Task description: Report each line of the data that includes the word "screenshot".

** start **

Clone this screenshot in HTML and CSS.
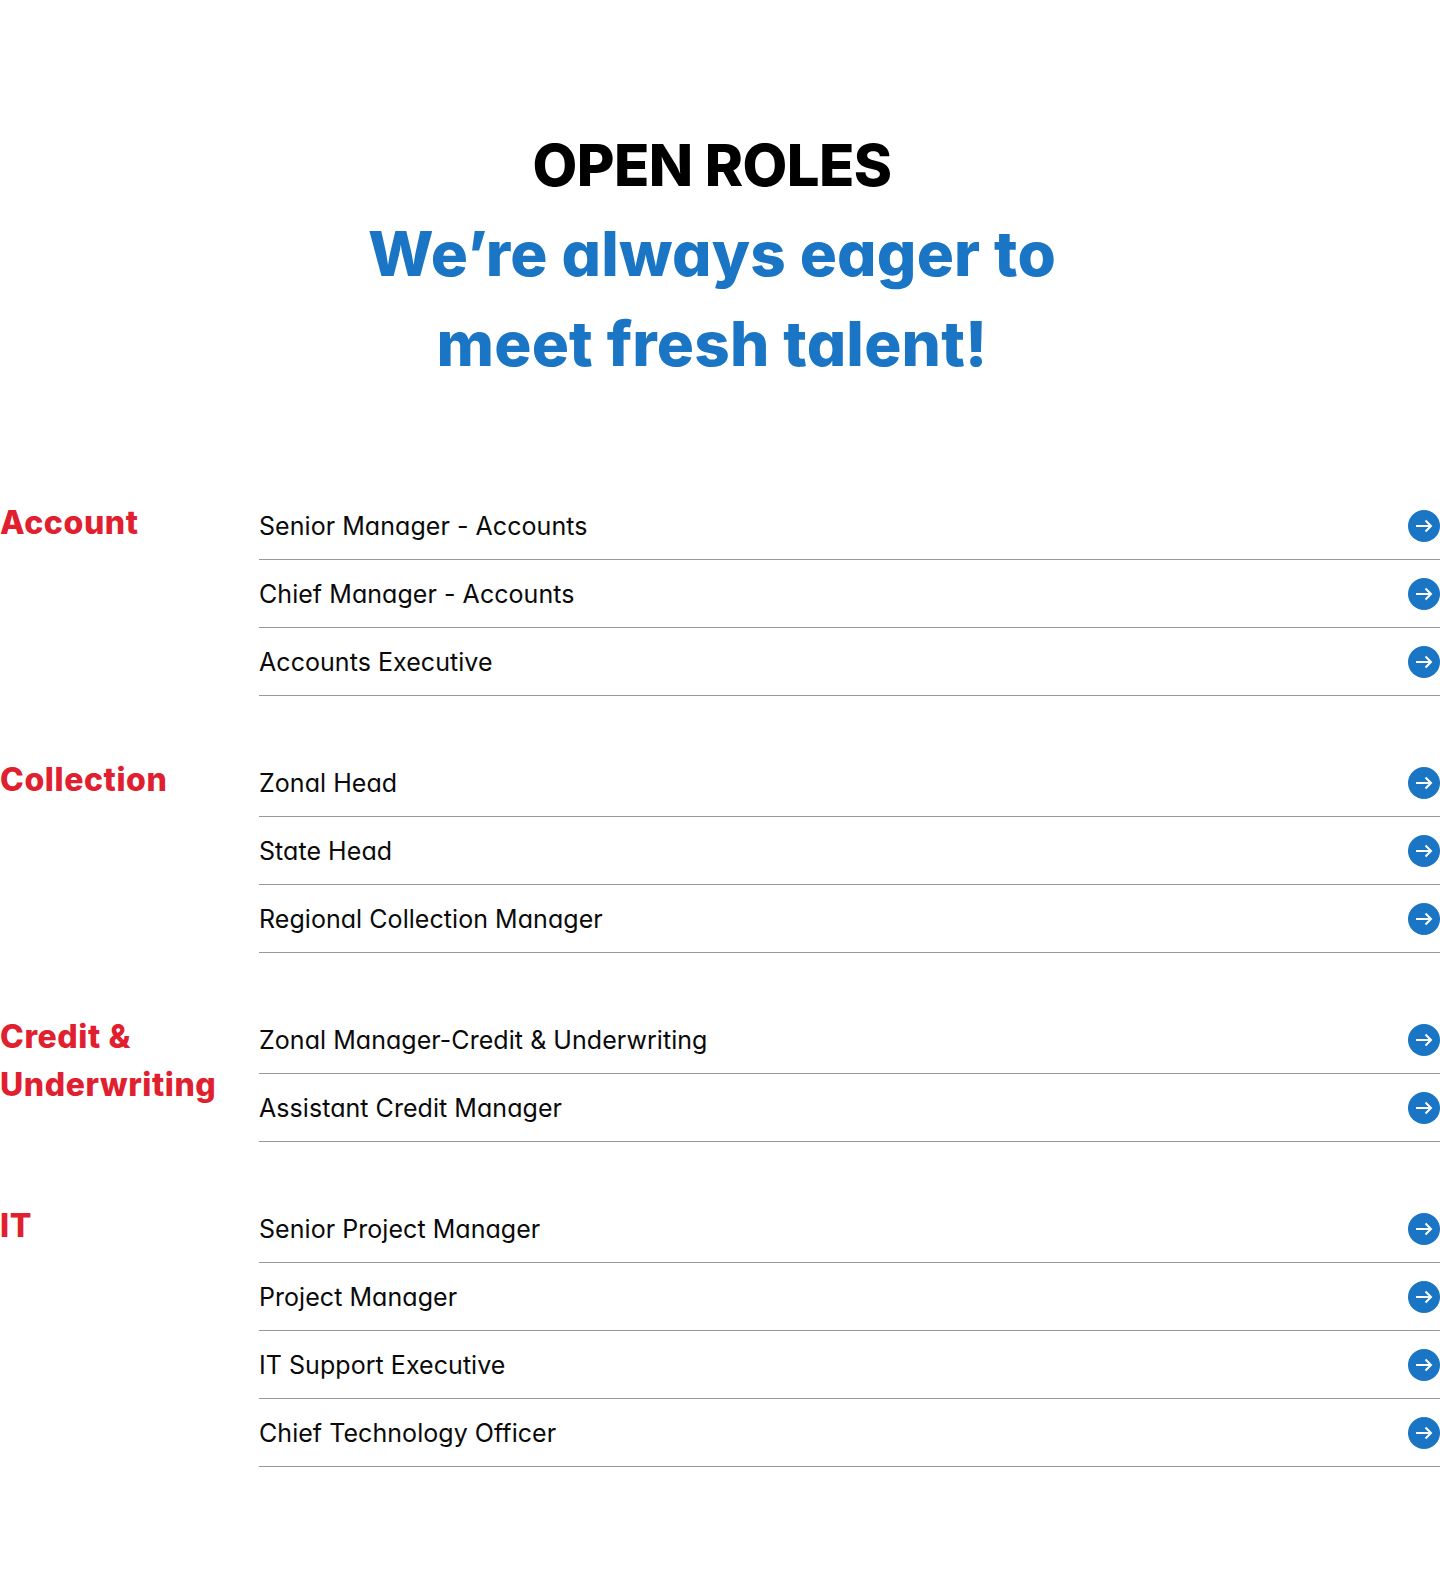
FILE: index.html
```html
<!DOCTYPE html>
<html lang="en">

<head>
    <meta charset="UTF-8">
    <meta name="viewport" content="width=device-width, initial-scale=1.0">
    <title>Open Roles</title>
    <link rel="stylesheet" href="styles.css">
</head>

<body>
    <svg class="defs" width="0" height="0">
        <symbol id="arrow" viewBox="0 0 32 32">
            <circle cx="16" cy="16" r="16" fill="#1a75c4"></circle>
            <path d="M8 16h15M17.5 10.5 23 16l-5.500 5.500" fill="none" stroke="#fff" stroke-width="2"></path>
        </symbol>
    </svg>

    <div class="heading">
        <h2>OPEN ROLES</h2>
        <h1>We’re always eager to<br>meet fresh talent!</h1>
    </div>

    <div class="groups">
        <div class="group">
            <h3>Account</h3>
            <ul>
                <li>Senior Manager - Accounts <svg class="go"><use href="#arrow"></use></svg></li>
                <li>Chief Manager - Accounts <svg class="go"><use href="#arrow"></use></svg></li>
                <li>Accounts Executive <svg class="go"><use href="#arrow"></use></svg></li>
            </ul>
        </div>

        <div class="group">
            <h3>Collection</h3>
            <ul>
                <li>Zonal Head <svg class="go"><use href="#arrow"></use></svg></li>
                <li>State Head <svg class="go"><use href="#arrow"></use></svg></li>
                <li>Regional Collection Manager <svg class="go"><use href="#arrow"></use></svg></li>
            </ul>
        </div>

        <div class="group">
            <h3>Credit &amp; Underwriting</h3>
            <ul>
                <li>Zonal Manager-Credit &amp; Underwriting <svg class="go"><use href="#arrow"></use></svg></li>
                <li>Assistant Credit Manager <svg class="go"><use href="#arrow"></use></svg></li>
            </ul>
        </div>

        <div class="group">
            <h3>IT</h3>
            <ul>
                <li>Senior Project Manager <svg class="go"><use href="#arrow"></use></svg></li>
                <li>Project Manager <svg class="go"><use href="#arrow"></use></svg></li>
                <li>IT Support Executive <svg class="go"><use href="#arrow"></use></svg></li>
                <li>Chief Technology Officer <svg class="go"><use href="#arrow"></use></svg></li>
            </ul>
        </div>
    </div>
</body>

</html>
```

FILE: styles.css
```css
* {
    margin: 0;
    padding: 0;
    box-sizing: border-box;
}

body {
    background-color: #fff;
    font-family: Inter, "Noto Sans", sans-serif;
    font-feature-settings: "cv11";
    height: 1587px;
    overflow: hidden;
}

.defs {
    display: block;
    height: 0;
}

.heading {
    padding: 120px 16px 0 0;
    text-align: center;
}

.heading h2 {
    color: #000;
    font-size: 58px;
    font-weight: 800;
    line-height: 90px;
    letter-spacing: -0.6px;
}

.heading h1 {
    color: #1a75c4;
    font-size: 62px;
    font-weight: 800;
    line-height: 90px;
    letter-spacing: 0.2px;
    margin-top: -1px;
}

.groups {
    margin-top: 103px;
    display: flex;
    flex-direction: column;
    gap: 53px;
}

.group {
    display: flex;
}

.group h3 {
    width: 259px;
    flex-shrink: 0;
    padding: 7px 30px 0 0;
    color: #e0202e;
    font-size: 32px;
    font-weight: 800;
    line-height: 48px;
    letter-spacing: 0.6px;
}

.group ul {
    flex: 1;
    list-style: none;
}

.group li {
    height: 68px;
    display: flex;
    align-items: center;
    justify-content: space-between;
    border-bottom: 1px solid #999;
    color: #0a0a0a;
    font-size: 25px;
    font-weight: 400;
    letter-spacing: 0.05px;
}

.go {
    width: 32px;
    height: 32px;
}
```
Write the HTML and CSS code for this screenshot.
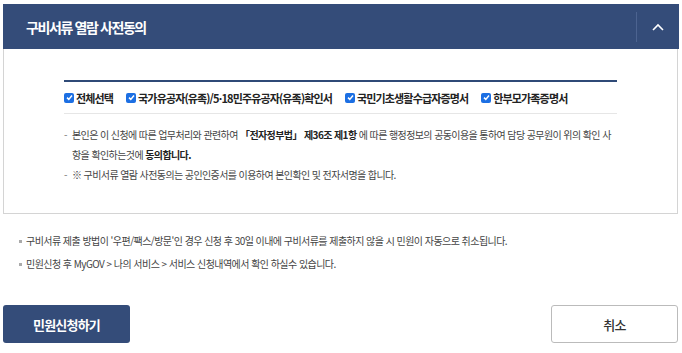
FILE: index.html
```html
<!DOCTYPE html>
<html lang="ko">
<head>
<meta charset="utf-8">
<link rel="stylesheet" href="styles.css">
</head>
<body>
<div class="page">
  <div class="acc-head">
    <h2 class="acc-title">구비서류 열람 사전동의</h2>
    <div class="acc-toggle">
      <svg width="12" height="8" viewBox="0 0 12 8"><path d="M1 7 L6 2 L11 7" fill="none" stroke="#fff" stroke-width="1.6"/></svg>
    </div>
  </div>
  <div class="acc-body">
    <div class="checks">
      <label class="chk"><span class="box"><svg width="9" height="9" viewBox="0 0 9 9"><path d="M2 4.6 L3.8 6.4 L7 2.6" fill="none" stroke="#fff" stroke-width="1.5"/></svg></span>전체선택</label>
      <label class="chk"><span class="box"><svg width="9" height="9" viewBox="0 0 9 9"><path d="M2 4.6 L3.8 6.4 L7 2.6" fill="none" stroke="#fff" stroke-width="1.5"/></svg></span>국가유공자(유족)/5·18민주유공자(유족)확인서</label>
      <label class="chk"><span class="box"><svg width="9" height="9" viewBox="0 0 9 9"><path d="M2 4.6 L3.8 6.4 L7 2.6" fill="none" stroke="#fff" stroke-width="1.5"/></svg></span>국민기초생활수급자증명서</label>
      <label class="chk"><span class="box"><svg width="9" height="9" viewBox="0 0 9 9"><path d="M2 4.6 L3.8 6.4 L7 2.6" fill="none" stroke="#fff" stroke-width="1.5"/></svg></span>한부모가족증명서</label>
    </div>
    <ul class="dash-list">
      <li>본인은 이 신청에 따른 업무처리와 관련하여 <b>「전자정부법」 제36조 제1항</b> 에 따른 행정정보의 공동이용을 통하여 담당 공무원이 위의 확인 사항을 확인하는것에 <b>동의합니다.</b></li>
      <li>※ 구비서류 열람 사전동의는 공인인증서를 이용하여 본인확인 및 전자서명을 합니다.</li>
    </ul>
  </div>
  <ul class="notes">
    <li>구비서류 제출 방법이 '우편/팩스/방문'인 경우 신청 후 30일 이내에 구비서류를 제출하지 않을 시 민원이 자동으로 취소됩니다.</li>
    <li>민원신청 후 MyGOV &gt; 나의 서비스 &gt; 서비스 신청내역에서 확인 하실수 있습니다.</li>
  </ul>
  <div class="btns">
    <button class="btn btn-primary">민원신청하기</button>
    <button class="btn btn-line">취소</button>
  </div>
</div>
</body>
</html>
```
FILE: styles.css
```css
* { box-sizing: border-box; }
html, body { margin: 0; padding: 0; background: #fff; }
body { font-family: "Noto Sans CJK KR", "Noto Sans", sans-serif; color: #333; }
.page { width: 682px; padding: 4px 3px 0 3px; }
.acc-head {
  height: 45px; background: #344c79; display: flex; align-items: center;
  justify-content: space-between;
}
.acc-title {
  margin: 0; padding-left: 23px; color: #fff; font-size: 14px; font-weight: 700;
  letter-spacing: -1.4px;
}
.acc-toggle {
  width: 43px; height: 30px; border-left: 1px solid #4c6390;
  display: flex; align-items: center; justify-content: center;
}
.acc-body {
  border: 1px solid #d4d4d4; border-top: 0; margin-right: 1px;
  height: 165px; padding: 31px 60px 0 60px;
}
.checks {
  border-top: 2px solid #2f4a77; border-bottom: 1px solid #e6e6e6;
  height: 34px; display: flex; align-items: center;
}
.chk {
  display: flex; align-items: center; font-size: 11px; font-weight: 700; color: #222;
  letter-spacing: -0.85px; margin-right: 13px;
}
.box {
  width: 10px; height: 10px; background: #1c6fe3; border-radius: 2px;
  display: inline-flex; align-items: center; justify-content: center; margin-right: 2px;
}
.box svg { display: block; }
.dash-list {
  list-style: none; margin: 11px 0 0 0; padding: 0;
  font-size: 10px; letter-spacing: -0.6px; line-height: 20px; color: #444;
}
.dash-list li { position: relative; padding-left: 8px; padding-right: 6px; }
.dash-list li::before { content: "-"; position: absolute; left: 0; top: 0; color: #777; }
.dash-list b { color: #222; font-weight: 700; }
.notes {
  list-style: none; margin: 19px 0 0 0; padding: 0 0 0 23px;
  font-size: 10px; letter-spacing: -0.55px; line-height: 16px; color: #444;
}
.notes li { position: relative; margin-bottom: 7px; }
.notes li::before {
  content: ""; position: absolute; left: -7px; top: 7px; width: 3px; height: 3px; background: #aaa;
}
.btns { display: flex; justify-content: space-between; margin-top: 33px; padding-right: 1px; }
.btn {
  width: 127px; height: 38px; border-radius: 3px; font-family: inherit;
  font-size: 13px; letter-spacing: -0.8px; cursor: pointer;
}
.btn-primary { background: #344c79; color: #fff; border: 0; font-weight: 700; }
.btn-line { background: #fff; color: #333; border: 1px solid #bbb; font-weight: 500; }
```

** end **

The completed task:
Clone this screenshot in HTML and CSS.
Write the HTML and CSS code for this screenshot.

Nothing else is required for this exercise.